Material Density Reference

Densities of metals, plastics, woods, and liquids in one table

Look up the density of common engineering materials — metals, alloys, plastics, woods, ceramics, and liquids — in both g/cm³ and kg/m³, and compute the mass of a part from its volume.

What is the relationship between g/cm³ and kg/m³?

They differ by a factor of exactly 1000: 1 g/cm³ equals 1000 kg/m³. Water is 1 g/cm³ or 1000 kg/m³. The two columns are the same physical density expressed in the two common engineering unit systems.

Density turns a geometry into a mass and underpins buoyancy, stress, and cost estimates. This reference lists typical densities for metals, plastics, woods, ceramics, and liquids in both common unit systems, and converts a volume into a part mass.

How it works

Density is mass per unit volume.
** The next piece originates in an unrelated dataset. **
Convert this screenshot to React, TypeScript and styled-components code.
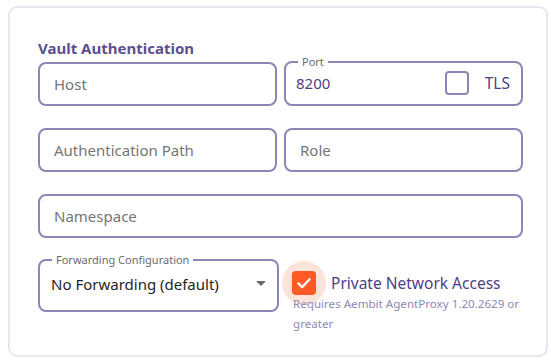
import styled, { createGlobalStyle } from "styled-components";

const GlobalStyle = createGlobalStyle`
  html, body {
    margin: 0;
    padding: 0;
    background: #fff;
    font-family: "Noto Sans", "Open Sans", sans-serif;
  }
  * { box-sizing: border-box; }
`;

const Page = styled.div`
  padding: 6px 3px 4px 8px;
`;

const Card = styled.section`
  width: 540px;
  height: 351px;
  border: 2px solid #e8e6ee;
  border-radius: 9px;
  padding: 30px 23px 0 28px;
  display: flex;
  flex-direction: column;
`;

const Title = styled.h2`
  margin: 0 0 4px 0;
  font-size: 15px;
  font-weight: 700;
  color: #5c4f92;
  line-height: 20px;
`;

const Row = styled.div<{ $cols?: number; $mb?: number }>`
  display: grid;
  grid-template-columns: ${({ $cols = 2 }) => ($cols === 2 ? "1fr 1fr" : "1fr")};
  column-gap: 7px;
  align-items: start;
  margin-bottom: ${({ $mb = 22 }) => $mb}px;
`;

const Field = styled.fieldset<{ $h?: number; $legend?: boolean }>`
  margin: ${({ $legend }) => ($legend ? "-6px 0 0 0" : "0")};
  height: ${({ $h = 44, $legend }) => $h + ($legend ? 6 : 0)}px;
  border: 2px solid #8e85b6;
  border-radius: 8px;
  padding: 0 13px 0 14px;
  display: flex;
  align-items: center;
  min-width: 0;
`;

const Legend = styled.legend`
  font-size: 11px;
  color: #6b6b6b;
  padding: 0 4px;
  margin-left: -2px;
  line-height: 12px;
`;

const Placeholder = styled.span`
  font-size: 15px;
  color: #757575;
  line-height: 20px;
`;

const Value = styled.span<{ $dark?: boolean }>`
  font-size: 15px;
  color: ${({ $dark }) => ($dark ? "#1f1f1f" : "#4d4185")};
  line-height: 20px;
  flex: 1;
`;

const PortInner = styled.div`
  display: flex;
  align-items: center;
  flex: 1;
  margin-top: -7px;
  margin-left: -4px;
  margin-right: -2px;
`;

const SmallBox = styled.span`
  width: 24px;
  height: 24px;
  border: 2px solid #8e85b6;
  border-radius: 4px;
  margin-right: 16px;
`;

const TlsText = styled.span`
  font-size: 15.5px;
  color: #4d4185;
`;

const SelectInner = styled.div`
  display: flex;
  align-items: center;
  flex: 1;
  margin-top: -9px;
  margin-left: -3px;
`;

const Arrow = styled.span`
  width: 0;
  height: 0;
  border-left: 5px solid transparent;
  border-right: 5px solid transparent;
  border-top: 5px solid #6b6b6b;
  margin-right: -2px;
`;

const BottomRow = styled.div`
  display: grid;
  grid-template-columns: 241px 1fr;
  column-gap: 3px;
  align-items: start;
`;

const CheckWrap = styled.div`
  display: grid;
  grid-template-columns: 49px 1fr;
  align-items: center;
  padding-top: 1px;
`;

const Halo = styled.span`
  width: 44px;
  height: 44px;
  border-radius: 50%;
  background: #fde3da;
  display: flex;
  align-items: center;
  justify-content: center;
`;

const CheckBox = styled.span`
  width: 24px;
  height: 24px;
  border-radius: 4px;
  background: #ff5a24;
  display: flex;
  align-items: center;
  justify-content: center;
`;

const CheckLabel = styled.span`
  font-size: 15.5px;
  color: #4d4185;
  line-height: 20px;
`;

const Hint = styled.p`
  grid-column: 1 / span 2;
  margin: -11px 0 0 11px;
  font-size: 11.6px;
  line-height: 20px;
  color: #8f87b6;
  width: 236px;
`;

export default function App() {
  return (
    <>
      <GlobalStyle />
      <Page>
        <Card>
          <Title>Vault Authentication</Title>
          <Row>
            <Field>
              <Placeholder>Host</Placeholder>
            </Field>
            <Field $legend>
              <Legend>Port</Legend>
              <PortInner>
                <Value>8200</Value>
                <SmallBox />
                <TlsText>TLS</TlsText>
              </PortInner>
            </Field>
          </Row>
          <Row>
            <Field>
              <Placeholder>Authentication Path</Placeholder>
            </Field>
            <Field>
              <Placeholder>Role</Placeholder>
            </Field>
          </Row>
          <Row $cols={1}>
            <Field>
              <Placeholder>Namespace</Placeholder>
            </Field>
          </Row>
          <BottomRow>
            <Field $h={52} $legend>
              <Legend>Forwarding Configuration</Legend>
              <SelectInner>
                <Value $dark>No Forwarding (default)</Value>
                <Arrow />
              </SelectInner>
            </Field>
            <CheckWrap>
              <Halo>
                <CheckBox>
                  <svg width="18" height="18" viewBox="0 0 24 24" fill="none">
                    <path d="M4.5 12.5l5 5L19.5 7" stroke="#fff" strokeWidth="3" strokeLinecap="round" strokeLinejoin="round" />
                  </svg>
                </CheckBox>
              </Halo>
              <CheckLabel>Private Network Access</CheckLabel>
              <Hint>Requires Aembit AgentProxy 1.20.2629 or greater</Hint>
            </CheckWrap>
          </BottomRow>
        </Card>
      </Page>
    </>
  );
}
The table gives each material in grams per cubic centimetre and the identical figure in kilograms per cubic metre — the two differ by exactly 1000:

kg/m^3 = g/cm^3 * 1000

To estimate a part’s mass the tool multiplies the chosen density by the volume you enter:

mass (g) = density (g/cm^3) * volume (cm^3)
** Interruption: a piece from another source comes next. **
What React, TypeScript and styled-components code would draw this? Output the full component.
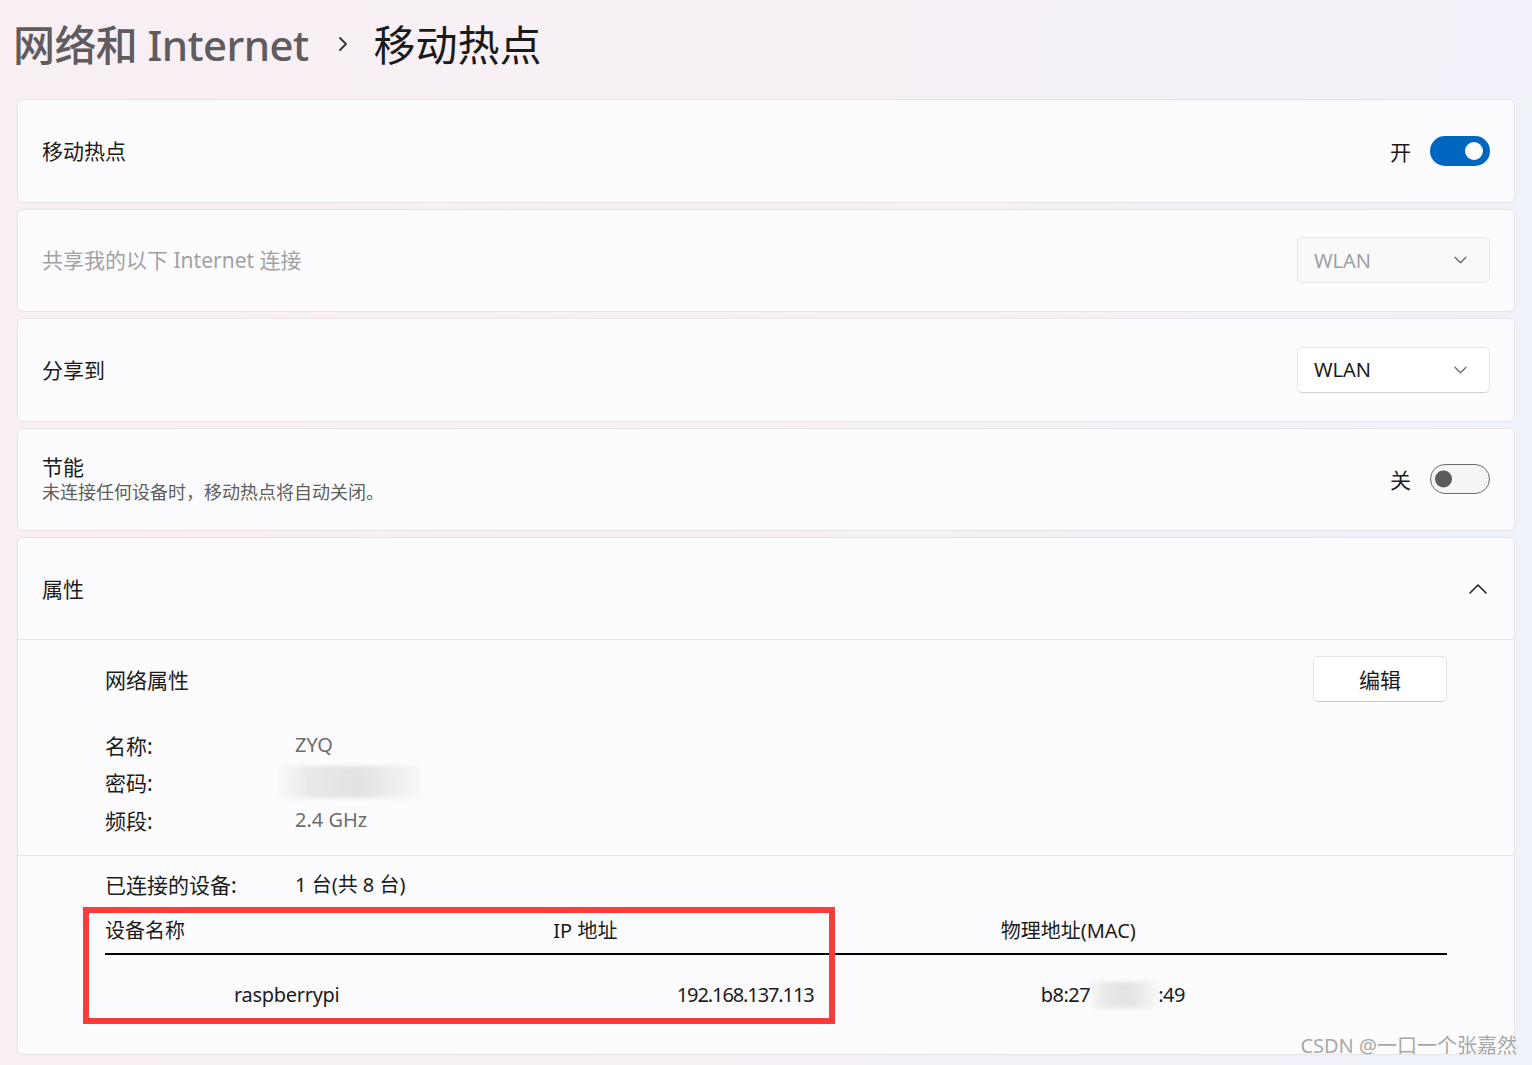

So a 50 cm³ aluminium bracket at 2.70 g/cm³ has a mass of 50 * 2.70 = 135 g.

Tips and notes

  • Listed values are typical: alloy, temper, moisture, and porosity all shift real density, and wood especially varies with species and moisture.
  • For fluids, density falls as temperature rises — use a value at your operating temperature for precise work.
  • Magnesium (1.74) is the lightest structural metal here; lead (11.3) and tungsten (19.3) are among the densest.
  • Keep volume and density in consistent units; mixing cm³ with kg/m³ gives a result off by a factor of a million.